I often hear various very strange stories about how people get the various very strange injuries that they have to suffer through. A close family friend told us a tale many years ago that, even today, tops the very strange list: He dislocated his jaw as he guffawed at a bad joke. He did tell us not to tell anyone else about it, but since I figure that he will probably never read this and has probably forgotten what he told us all those years ago. He would also fall of his scooter at regular intervals, breaking sundry parts of his irascible self, but recovered quickly with many stories about the incident and its fallout, all of which had us – collectively as a family and as separate individuals with degrees of wickedness in our senses of humour- in inevitable giggles.
But, in all that, I grew up to better him in many ways, perhaps because I was well trained, since he was, for all purposes, an ‘Uncle’, perhaps closer in the non-blood relationship to us than blood was. So, even as I fell out of a tree (perhaps the only time I ever climbed into one) and out of window onto some shards of broken glass, got bit by a small friend and crawled over the pieces of my shattered milk-bottle – all at different ages, I hastily add – I learned that a scar or two adds character, and a certain knowledge that to be hurt means to suffer pain and that, in turn, means a certain curtailment of activity, forcibly by one parent or both, and by the injury itself.

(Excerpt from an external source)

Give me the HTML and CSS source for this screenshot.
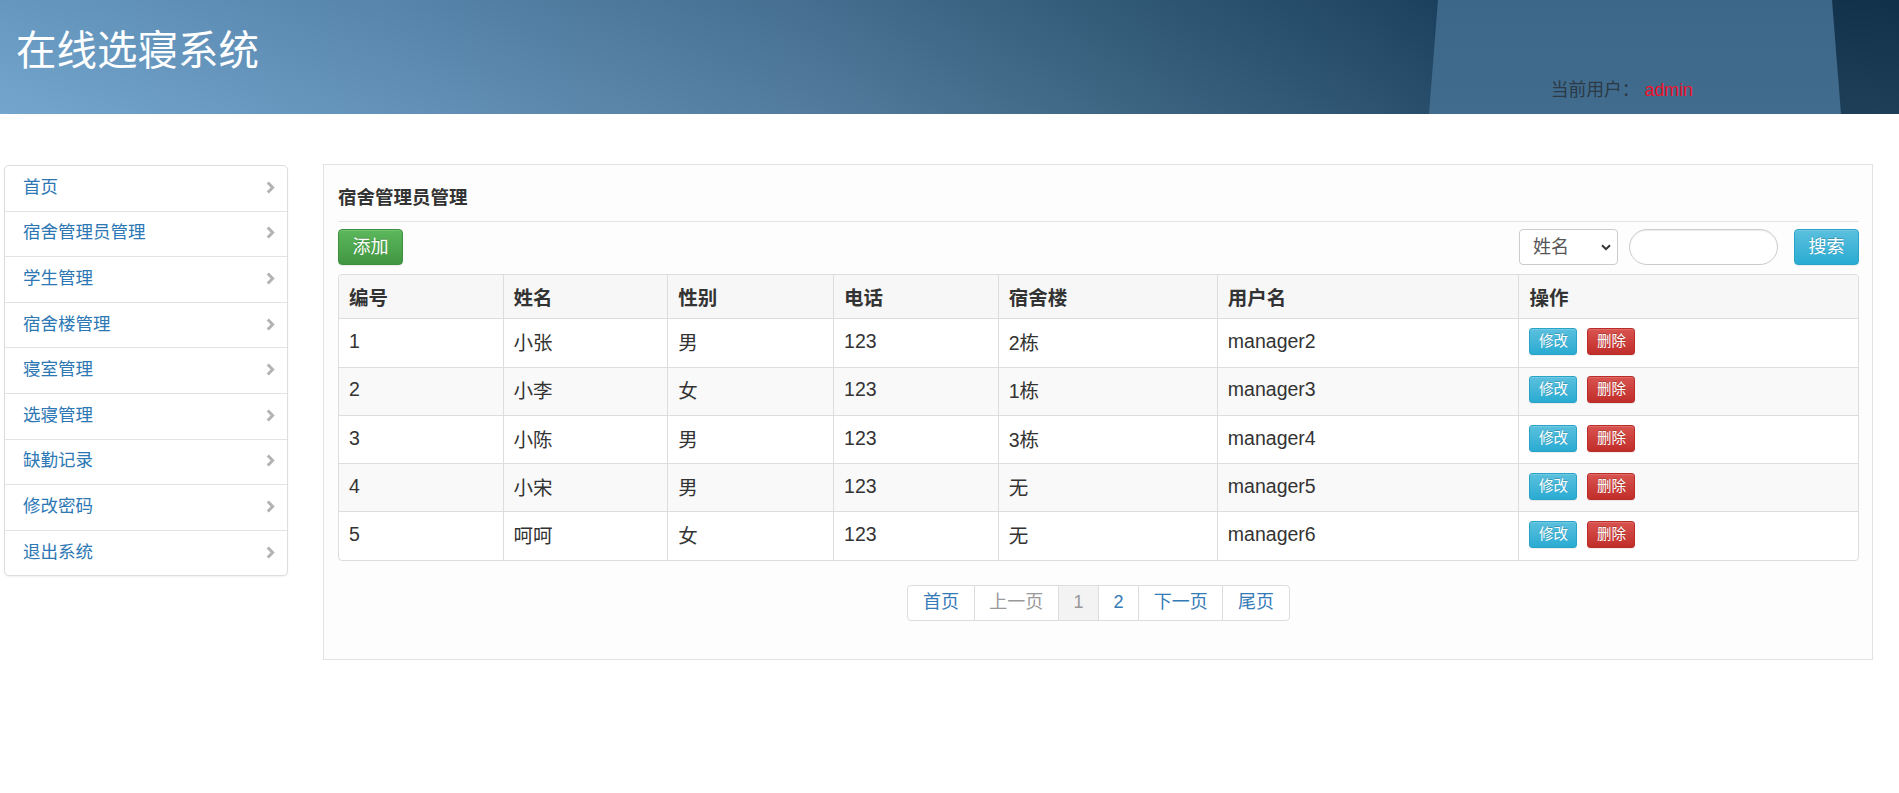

But it was only when I was in college that I did things in spectacular style, a style that has now become almost a signature. I rarely got hurt, but when I did, the world sat up and took notice. Perhaps the most interesting even was when I cracked a bone in my hand on the microwave, a story that I think I have told before. But there have been other equally esoteric ways of inflicting damage on myself that could use some re-telling and re-living.
Consider the time I fell down the stairs. I was in college in Long Island, New York, lived on the first floor up steep and sharp iron stairs. It was winter. I wore three-inch spike heeled suede boots. It was the freeze after a snowstorm had been melted by rain. I was in a hurry. Add all that up and the outcome is totally predictable – I slid on a patch of black ice, down a couple of stairs, managed to clutch precariously to the railing and my dignity, stood upright for a brief moment, then lost my feet, landed painfully upon my fundament, my back slamming against a stair edge, my head connecting rather violently with another. I lay there, sprawled, while the friend I was rushing to meet ran up, slid balletically close to me and over my head and managed to retain the dignity that I had lost, haul me up and keep us both standing at the same time. I was shouted at, driven post-haste to the infirmary and examined for bruises (a-plenty), concussion (very slight) and sanity (doubtful), all the while with my ears ringing from shock and pain and the combined lectures of my friend, the nurse and the lady who played the role of my local mother who was called on the phone as a back-up. Of course, I never wore those boots again.
And then there was the time I stabbed myself in the hand with a broken Petri dish. I was at home making Sunday dinner, having exiled both parents from the kitchen. I needed a small round flat plate – the best we had was a large size Petri dish. I was taking it out of the cupboard where it was stored when my phone rang. Determined not to have anyone else bothered, I jerked upright, miscalculated the trajectory of the route from cupboard to counter-top, managed to slam the dish against the top of the shelf, watched it shatter and then ran to catch the phone. It was only when I saw a small red puddle form near my foot that I realised that there was a fairly large piece of glass sticking straight up from my palm, with many other slivers keeping it company alongside. I picked out as much as I could and spent the next few months feeling nasty prickings through my hand. It was some time later that a doctor friend of mine dug into my palm with a needle and scalpel and found tiny shards that had stayed with me as a sort of macabre souvenir.
These days I am more careful. And slower. After all, though my physiotherapist loved telling me that there was “no pain, no gain”, I have learned that pain has no gain. And I rather live avoiding it.